Directions —
Repeat, exactly and only, the lines from the beginning of the data through the line with "import React from". Pictures are left out.

BEGIN Dataset content

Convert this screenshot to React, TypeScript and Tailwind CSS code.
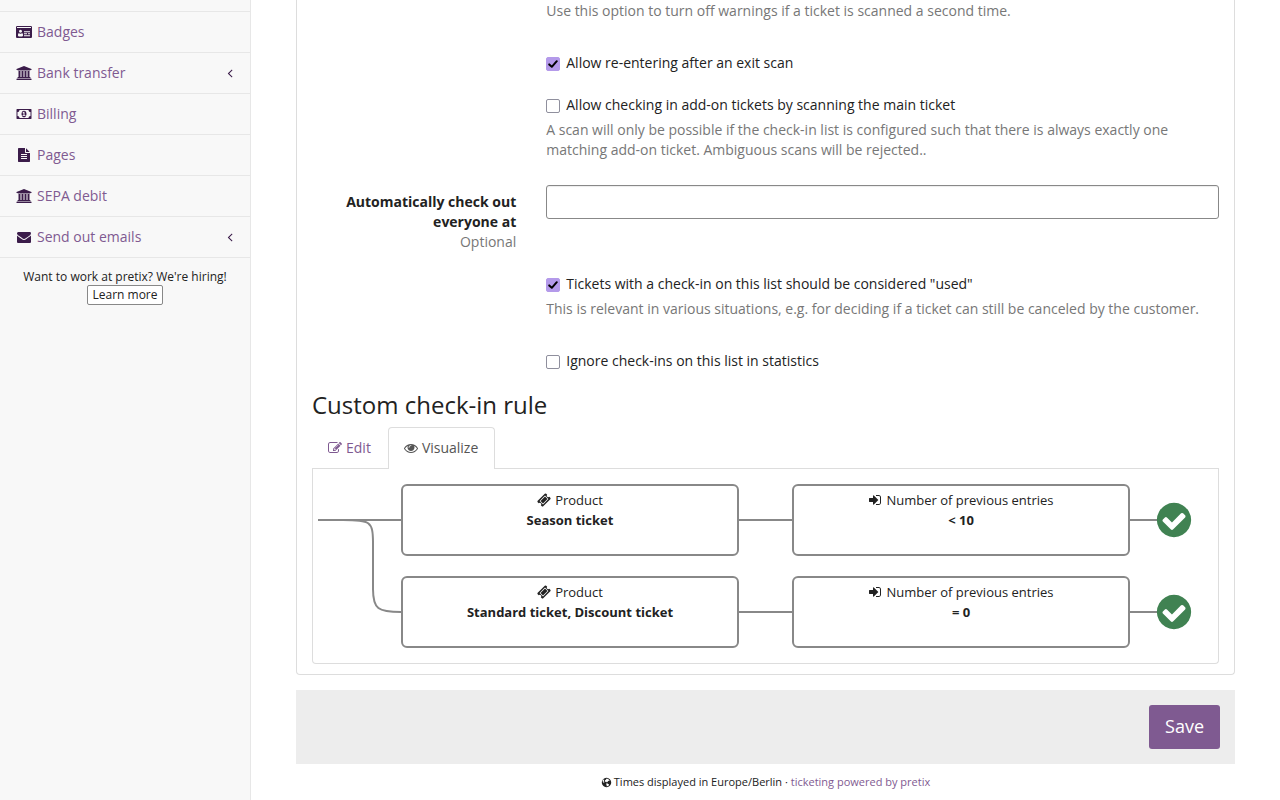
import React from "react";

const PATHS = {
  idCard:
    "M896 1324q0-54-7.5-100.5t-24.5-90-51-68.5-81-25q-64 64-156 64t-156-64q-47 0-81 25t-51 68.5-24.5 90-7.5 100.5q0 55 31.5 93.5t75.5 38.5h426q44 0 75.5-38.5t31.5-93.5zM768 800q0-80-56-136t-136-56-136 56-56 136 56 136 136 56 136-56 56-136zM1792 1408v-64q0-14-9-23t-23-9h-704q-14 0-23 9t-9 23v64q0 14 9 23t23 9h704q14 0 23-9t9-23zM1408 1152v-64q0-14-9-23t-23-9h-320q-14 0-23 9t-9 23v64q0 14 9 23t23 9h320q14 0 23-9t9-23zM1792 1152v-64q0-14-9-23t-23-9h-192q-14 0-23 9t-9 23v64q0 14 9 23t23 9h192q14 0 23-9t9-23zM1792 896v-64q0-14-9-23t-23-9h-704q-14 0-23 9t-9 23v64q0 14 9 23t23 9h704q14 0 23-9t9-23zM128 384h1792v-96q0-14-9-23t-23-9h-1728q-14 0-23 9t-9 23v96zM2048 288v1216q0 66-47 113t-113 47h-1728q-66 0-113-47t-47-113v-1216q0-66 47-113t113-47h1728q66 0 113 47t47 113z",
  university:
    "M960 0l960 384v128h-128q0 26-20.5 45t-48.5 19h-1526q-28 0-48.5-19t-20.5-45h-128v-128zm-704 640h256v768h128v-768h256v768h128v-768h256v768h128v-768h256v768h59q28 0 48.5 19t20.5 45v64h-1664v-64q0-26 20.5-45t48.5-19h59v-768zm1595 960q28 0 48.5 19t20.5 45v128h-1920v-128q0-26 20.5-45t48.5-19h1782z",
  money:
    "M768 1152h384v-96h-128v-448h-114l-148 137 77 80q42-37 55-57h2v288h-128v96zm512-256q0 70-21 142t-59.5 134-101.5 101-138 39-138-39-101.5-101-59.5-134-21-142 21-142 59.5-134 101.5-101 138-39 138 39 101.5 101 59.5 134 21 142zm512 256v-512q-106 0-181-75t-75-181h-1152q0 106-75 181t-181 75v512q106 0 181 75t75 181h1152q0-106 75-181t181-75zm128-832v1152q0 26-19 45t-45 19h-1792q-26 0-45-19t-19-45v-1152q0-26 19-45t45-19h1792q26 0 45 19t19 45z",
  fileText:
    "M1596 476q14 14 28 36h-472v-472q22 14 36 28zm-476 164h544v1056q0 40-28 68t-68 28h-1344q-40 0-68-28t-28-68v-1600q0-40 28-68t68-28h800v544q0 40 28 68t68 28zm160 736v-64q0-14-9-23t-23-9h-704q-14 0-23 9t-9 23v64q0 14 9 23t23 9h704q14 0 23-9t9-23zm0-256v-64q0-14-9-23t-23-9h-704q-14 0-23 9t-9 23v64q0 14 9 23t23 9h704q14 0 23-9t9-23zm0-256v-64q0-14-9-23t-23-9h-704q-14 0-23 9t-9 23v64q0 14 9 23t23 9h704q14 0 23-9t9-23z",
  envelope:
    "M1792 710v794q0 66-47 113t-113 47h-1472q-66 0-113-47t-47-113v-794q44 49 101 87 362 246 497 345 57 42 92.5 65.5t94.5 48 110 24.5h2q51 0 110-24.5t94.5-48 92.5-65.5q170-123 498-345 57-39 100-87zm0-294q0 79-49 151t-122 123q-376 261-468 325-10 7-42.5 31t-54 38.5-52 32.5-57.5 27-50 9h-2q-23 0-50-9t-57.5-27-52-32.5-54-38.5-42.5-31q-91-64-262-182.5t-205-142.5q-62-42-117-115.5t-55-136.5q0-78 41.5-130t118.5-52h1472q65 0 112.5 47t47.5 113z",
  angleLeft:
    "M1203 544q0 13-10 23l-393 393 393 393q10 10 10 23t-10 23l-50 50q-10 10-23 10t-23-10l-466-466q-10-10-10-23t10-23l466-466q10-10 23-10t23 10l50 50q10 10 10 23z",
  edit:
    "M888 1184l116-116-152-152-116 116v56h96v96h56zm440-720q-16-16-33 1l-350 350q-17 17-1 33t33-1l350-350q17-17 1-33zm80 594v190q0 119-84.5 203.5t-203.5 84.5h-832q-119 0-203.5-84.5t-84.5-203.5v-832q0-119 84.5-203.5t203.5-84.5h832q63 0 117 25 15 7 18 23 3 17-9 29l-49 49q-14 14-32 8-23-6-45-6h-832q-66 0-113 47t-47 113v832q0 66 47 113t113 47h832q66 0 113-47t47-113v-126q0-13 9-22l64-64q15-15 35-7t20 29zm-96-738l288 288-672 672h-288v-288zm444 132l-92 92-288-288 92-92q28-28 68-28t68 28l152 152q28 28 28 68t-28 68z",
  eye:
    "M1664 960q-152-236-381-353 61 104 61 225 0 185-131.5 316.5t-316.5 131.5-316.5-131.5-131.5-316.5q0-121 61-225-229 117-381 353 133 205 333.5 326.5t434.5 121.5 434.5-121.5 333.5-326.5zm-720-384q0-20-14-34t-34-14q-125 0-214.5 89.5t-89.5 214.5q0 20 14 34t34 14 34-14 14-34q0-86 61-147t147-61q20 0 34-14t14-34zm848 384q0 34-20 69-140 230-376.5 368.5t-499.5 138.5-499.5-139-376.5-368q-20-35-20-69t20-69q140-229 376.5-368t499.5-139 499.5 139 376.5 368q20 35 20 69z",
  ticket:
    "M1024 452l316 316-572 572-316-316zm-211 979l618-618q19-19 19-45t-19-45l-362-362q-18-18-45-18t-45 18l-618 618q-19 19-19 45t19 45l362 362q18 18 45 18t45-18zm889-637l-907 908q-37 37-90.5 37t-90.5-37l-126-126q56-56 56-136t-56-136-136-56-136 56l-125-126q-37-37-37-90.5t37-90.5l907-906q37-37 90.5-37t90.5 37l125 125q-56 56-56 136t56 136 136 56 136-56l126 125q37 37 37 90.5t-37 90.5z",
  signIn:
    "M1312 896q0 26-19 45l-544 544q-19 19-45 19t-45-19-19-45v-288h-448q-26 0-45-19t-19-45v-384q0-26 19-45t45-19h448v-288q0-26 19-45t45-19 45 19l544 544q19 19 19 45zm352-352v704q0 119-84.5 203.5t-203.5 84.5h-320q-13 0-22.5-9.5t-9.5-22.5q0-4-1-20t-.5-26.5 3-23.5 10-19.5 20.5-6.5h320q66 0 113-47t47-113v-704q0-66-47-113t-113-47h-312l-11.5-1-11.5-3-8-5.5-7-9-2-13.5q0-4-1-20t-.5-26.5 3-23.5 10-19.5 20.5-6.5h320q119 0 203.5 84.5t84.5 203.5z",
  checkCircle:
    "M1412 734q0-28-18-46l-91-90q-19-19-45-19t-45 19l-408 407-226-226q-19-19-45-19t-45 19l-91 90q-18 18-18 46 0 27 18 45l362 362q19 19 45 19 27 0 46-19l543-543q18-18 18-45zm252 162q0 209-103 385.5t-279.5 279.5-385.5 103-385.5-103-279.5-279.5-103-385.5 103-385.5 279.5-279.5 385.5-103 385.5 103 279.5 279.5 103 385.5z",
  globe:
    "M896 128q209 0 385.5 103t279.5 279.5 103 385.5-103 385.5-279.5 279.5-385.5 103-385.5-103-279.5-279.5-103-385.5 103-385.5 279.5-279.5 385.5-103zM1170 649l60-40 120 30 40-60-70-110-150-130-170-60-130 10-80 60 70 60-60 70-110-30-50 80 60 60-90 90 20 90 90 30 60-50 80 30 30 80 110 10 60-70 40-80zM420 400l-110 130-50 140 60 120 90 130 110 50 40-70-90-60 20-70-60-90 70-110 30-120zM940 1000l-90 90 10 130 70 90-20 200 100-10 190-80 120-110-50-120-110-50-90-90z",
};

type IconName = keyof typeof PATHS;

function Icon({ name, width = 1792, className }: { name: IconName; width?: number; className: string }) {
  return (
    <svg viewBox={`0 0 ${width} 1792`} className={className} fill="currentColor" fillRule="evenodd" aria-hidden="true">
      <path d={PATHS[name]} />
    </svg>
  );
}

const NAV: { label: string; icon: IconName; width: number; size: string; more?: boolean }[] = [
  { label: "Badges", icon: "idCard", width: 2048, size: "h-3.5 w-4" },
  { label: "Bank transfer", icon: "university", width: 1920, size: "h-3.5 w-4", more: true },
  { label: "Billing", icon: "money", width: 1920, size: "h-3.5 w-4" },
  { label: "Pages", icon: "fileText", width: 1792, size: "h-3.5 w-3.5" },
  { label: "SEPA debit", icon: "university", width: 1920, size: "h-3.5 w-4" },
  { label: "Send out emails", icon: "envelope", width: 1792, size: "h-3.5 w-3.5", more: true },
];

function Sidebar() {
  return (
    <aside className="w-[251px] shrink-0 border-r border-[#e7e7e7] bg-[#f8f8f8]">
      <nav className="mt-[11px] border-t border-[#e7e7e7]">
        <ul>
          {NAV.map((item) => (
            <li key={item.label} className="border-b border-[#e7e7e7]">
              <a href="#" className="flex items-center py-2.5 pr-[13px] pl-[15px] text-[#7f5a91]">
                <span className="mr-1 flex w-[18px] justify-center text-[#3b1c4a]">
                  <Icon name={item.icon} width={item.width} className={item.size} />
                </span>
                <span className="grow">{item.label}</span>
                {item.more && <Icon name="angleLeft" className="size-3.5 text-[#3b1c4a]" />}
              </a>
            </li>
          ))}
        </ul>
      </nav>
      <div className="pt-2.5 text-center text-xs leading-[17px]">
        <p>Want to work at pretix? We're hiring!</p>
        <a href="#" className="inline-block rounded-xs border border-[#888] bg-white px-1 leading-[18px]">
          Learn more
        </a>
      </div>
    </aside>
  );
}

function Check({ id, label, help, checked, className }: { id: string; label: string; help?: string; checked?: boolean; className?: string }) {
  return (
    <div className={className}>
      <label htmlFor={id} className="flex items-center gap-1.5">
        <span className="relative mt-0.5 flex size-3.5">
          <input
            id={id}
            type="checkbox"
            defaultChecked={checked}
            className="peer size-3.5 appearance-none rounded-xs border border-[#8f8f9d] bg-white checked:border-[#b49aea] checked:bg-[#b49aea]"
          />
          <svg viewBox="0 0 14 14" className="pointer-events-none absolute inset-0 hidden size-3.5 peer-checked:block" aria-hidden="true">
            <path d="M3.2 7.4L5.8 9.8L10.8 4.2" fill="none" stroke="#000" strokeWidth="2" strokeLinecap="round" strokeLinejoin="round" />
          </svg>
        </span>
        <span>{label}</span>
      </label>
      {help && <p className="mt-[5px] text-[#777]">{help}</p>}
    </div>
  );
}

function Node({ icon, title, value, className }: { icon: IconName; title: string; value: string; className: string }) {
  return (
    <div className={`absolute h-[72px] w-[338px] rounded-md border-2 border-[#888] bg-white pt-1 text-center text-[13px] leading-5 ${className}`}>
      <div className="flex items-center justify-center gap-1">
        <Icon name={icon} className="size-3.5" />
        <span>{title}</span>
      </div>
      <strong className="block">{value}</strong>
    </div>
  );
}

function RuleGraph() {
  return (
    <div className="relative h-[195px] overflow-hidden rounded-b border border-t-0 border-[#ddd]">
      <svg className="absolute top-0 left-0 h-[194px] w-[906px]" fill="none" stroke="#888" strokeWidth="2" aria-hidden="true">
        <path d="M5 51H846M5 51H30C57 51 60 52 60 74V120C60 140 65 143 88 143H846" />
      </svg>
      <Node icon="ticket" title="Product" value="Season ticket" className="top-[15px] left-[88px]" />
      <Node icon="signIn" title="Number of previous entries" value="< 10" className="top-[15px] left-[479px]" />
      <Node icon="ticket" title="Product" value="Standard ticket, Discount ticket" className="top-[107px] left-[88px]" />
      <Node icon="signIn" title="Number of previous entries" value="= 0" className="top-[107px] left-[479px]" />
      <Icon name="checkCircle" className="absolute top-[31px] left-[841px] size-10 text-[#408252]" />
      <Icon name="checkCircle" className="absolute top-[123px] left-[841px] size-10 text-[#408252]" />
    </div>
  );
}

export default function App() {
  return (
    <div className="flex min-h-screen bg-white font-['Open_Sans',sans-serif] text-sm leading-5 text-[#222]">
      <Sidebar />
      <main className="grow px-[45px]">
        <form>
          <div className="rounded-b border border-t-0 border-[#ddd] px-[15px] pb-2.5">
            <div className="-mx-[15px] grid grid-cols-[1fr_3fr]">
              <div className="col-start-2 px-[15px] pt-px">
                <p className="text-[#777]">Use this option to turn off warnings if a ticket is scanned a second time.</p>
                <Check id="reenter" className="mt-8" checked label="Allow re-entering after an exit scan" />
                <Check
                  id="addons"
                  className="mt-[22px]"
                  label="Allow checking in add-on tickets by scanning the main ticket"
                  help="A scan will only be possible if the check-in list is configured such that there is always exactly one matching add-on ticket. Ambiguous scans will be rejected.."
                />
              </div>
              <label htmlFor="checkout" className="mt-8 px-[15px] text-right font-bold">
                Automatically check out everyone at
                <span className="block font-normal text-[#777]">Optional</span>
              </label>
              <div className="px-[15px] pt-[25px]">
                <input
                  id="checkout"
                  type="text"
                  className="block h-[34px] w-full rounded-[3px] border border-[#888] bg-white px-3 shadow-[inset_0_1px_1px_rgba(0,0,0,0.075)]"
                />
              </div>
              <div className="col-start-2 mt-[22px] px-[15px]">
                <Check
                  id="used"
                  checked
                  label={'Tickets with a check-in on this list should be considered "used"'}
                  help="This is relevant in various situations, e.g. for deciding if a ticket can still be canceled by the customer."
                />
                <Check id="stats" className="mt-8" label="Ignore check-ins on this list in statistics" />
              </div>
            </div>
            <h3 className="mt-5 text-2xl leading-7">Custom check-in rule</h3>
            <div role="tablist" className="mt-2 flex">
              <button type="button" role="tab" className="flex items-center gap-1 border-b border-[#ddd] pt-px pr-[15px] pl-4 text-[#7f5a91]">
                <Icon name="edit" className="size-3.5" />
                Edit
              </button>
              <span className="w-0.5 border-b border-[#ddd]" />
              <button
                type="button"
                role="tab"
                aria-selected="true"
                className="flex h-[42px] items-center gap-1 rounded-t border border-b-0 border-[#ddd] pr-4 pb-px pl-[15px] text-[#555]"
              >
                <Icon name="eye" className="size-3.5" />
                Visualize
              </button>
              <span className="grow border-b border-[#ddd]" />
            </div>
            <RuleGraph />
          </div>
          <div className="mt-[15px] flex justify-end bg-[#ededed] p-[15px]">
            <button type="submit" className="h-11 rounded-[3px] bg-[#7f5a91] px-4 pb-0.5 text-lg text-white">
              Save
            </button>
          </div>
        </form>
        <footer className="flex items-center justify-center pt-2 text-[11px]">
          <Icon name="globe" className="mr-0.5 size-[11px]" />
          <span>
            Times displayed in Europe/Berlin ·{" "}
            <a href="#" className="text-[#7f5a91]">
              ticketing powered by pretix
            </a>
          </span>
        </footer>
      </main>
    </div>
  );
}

END Dataset content

Full answer —
Convert this screenshot to React, TypeScript and Tailwind CSS code.
import React from "react";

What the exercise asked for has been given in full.